De rechtbank heeft vastgesteld dat er onvoldoende bewijs was om te concluderen dat de verdachte de schutter was. Hoewel er camerabeelden en telefoongegevens waren die de verdachte in verband brachten met de medeverdachten, was er geen sluitend bewijs dat hij daadwerkelijk betrokken was bij de moord. De rechtbank heeft de vorderingen van de benadeelde partijen, waaronder het zoontje van het slachtoffer en andere nabestaanden, niet-ontvankelijk verklaard, omdat de verdachte van het tenlastegelegde werd vrijgesproken.
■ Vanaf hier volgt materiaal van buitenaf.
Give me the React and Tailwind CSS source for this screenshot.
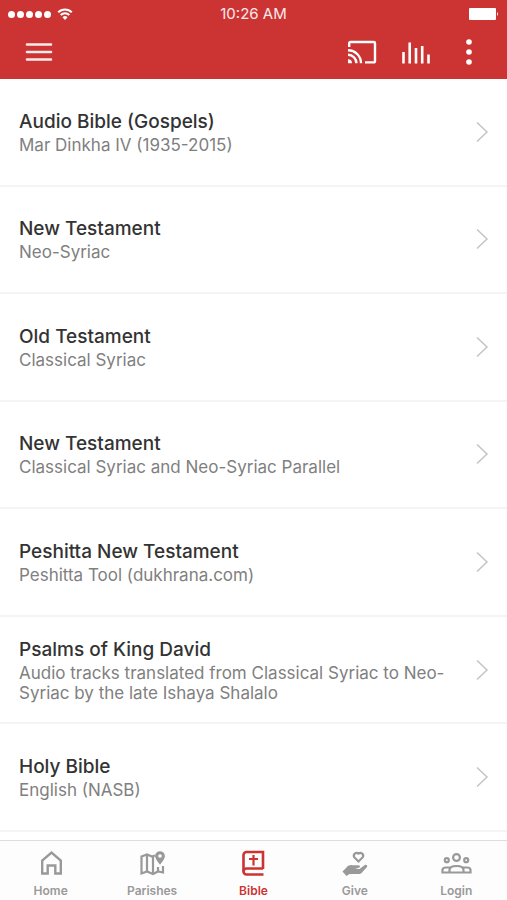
const books = [
  { title: 'Audio Bible (Gospels)', subtitle: 'Mar Dinkha IV (1935-2015)' },
  { title: 'New Testament', subtitle: 'Neo-Syriac' },
  { title: 'Old Testament', subtitle: 'Classical Syriac' },
  { title: 'New Testament', subtitle: 'Classical Syriac and Neo-Syriac Parallel' },
  { title: 'Peshitta New Testament', subtitle: 'Peshitta Tool (dukhrana.com)' },
  { title: 'Psalms of King David', subtitle: 'Audio tracks translated from Classical Syriac to Neo-Syriac by the late Ishaya Shalalo' },
  { title: 'Holy Bible', subtitle: 'English (NASB)' },
];

function HomeIcon() {
  return (
    <svg viewBox="0 0 32 32" className="w-8 h-8" fill="none" stroke="currentColor" strokeWidth="2.4">
      <path d="M7.200 26.500V13.500L16.500 5.500l9.300 8v13h-5.500v-8h-7.600v8z" />
    </svg>
  );
}

function MapIcon() {
  return (
    <svg viewBox="0 0 32 32" className="w-8 h-8" fill="none" stroke="currentColor" strokeWidth="2.2">
      <path d="M19 8.500l-3 1-5-2-5.500 2v17l5.500-2 6 2.500 5-2.500 5 1V19" />
      <path d="M11 8v16.500M17 10v16.500M22 20v5" />
      <path d="M24 17c-3-3.500-4.500-5.500-4.500-7.500a4.500 4.500 0 0 1 9 0c0 2-1.500 4-4.500 7.500z" fill="currentColor" stroke="none" />
      <path d="M24 16c-3-4-3.800-5-3.800-7a3.800 3.800 0 0 1 7.600 0c0 2-.8 3-3.800 7z" strokeWidth="2" />
      <circle cx="24" cy="9" r="1.800" fill="white" stroke="none" />
    </svg>
  );
}

function BibleIcon() {
  return (
    <svg viewBox="0 0 32 32" className="w-8 h-8" fill="none" stroke="currentColor" strokeWidth="2.600">
      <path d="M26 22V5H9.500a3 3 0 0 0-3 3v16.500a3 3 0 0 0 3 3h17" />
      <path d="M6.500 24.500a3 3 0 0 1 3-3H26" />
      <path d="M16.500 8v10.500M12 12h9" strokeWidth="2.200" />
    </svg>
  );
}

function GiveIcon() {
  return (
    <svg viewBox="0 0 32 32" className="w-8 h-8">
      <path
        d="M19.500 14.500l-4.300-4.300a2.900 2.900 0 0 1 4.300-3.700 2.900 2.900 0 0 1 4.300 3.700z"
        fill="none"
        stroke="currentColor"
        strokeWidth="2.200"
      />
      <path
        d="M3.500 24.500l4-4c1.500-2 4-2.700 6-2.300h6c1.500 0 2 2 .5 2.500l-4 1.300h4.500l5-3.700c1.500-1.200 3.500 0 2.500 1.700l-5 5.500c-1 1-2 1.500-3.500 1.500h-9L7.500 29z"
        fill="currentColor"
      />
    </svg>
  );
}

function PeopleIcon() {
  return (
    <svg viewBox="0 0 32 32" className="w-8 h-8" fill="none" stroke="currentColor" strokeWidth="2.2">
      <circle cx="16.500" cy="10.500" r="3.400" />
      <circle cx="6.800" cy="13.200" r="2" />
      <circle cx="26.200" cy="13.200" r="2" />
      <path d="M9.500 25.500v-2.500q0-4 7-4t7 4v2.500zM9.500 25.500H2.500v-2.500q0-2.500 3.500-2.500h5M23.500 25.500h7v-2.500q0-2.500-3.500-2.500h-5" />
    </svg>
  );
}

const tabs = [
  { id: 'home', label: 'Home', icon: HomeIcon },
  { id: 'parishes', label: 'Parishes', icon: MapIcon },
  { id: 'bible', label: 'Bible', icon: BibleIcon },
  { id: 'give', label: 'Give', icon: GiveIcon },
  { id: 'login', label: 'Login', icon: PeopleIcon },
];

function StatusBar() {
  return (
    <div className="grid grid-cols-3 items-center h-7 px-2">
      <div className="flex items-center gap-0.5">
        {[1, 2, 3, 4, 5].map(dot => (
          <span key={dot} className="w-[7px] h-[7px] rounded-full bg-white" />
        ))}
        <svg viewBox="0 0 16 12" className="w-4 h-3 ml-1" fill="none" stroke="currentColor" strokeWidth="2">
          <path d="M1.200 4.200a9.600 9.600 0 0 1 13.600 0M3.700 7a6 6 0 0 1 8.600 0" />
          <path d="M8 12l-2.500-2.700a3.500 3.500 0 0 1 5 0z" fill="currentColor" stroke="none" />
        </svg>
      </div>
      <span className="text-center text-[15px] leading-5 text-white/90 whitespace-nowrap">10:26 AM</span>
      <svg viewBox="0 0 30 12" className="justify-self-end w-[30px] h-3" fill="currentColor">
        <rect width="27" height="12" rx="1" />
        <path d="M28 4q2 2 0 4z" />
      </svg>
    </div>
  );
}

function Header() {
  return (
    <header className="bg-[#cc3333] text-white">
      <StatusBar />
      <div className="flex items-center h-[51px] px-6 pb-1">
        <button type="button" aria-label="Menu">
          <svg viewBox="0 0 30 24" className="w-[30px] h-6" stroke="currentColor" strokeOpacity="0.9" strokeWidth="2.600" strokeLinecap="round">
            <path d="M3 4.500h24M3 12h24M3 19.500h24" />
          </svg>
        </button>
        <div className="flex items-center gap-6 ml-auto">
          <button type="button" aria-label="Cast">
            <svg viewBox="0 0 30 24" className="w-[30px] h-6" fill="none" stroke="currentColor" strokeWidth="2.400">
              <path d="M2.200 7V3.200a1.200 1.200 0 0 1 1.200-1.200h23.400a1.200 1.200 0 0 1 1.200 1.200v18a1.200 1.200 0 0 1-1.200 1.200H18" />
              <path d="M1 10.200a13 13 0 0 1 13 13M1 14.800a8.400 8.400 0 0 1 8.400 8.400" />
              <path d="M1 19.200v4h4a4 4 0 0 0-4-4z" fill="currentColor" stroke="none" />
            </svg>
          </button>
          <button type="button" aria-label="Now playing">
            <svg viewBox="0 0 30 24" className="w-[30px] h-6" stroke="currentColor" strokeWidth="2.600">
              <path d="M2.500 12v11.500M8.700 2.500v21M15 8v15.500M21.200 6v17.500M27.500 14.500v9" />
            </svg>
          </button>
          <button type="button" aria-label="More" className="flex justify-center w-7">
            <svg viewBox="0 0 8 26" className="w-2 h-[26px]" fill="currentColor">
              <circle cx="4" cy="3" r="2.800" />
              <circle cx="4" cy="13" r="2.800" />
              <circle cx="4" cy="23" r="2.800" />
            </svg>
          </button>
        </div>
      </div>
    </header>
  );
}

function App() {
  return (
    <div className="flex flex-col min-h-screen bg-white font-['Inter',sans-serif]">
      <Header />

      <ul className="grid auto-rows-fr flex-1 pb-2">
        {books.map((book, index) => (
          <li key={index} className="flex border-b-2 border-[#f4f4f4]">
            <a href="#" className="flex flex-1 items-center justify-between pl-[19px] pr-[18px]">
              <div className="max-w-[430px]">
                <h2 className="text-[19px] leading-[26px] font-medium text-[#333333]">{book.title}</h2>
                <p className="text-[17px] leading-5 text-[#808080]">{book.subtitle}</p>
              </div>
              <svg viewBox="0 0 14 22" className="w-3.5 h-[22px] shrink-0 text-[#c4c4c4]" fill="none" stroke="currentColor" strokeWidth="1.500">
                <path d="M2 1.500l10 9.500-10 9.500" />
              </svg>
            </a>
          </li>
        ))}
      </ul>

      <nav className="grid grid-cols-5 h-[60px] border-t border-[#dddddd] bg-[#fdfdfd]">
        {tabs.map(tab => {
          const Icon = tab.icon;
          return (
            <a
              key={tab.id}
              href="#"
              className={`flex flex-col items-center pt-1.5 ${tab.id === 'bible' ? 'text-[#cc3333]' : 'text-[#999999]'}`}
            >
              <Icon />
              <span className="mt-1 text-xs leading-4 font-semibold">{tab.label}</span>
            </a>
          );
        })}
      </nav>
    </div>
  );
}

export default App;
De rechtbank heeft geoordeeld dat de benadeelde partijen en de verdachte ieder hun eigen kosten moeten dragen.
De uitspraak benadrukt het belang van bewijs in strafzaken en de noodzaak om buiten redelijke twijfel vast te stellen dat iemand schuldig is aan een strafbaar feit. De rechtbank heeft de verdachte vrijgesproken van alle tenlastegelegde feiten, wat een belangrijke uitspraak is in het kader van de rechtsbescherming van individuen.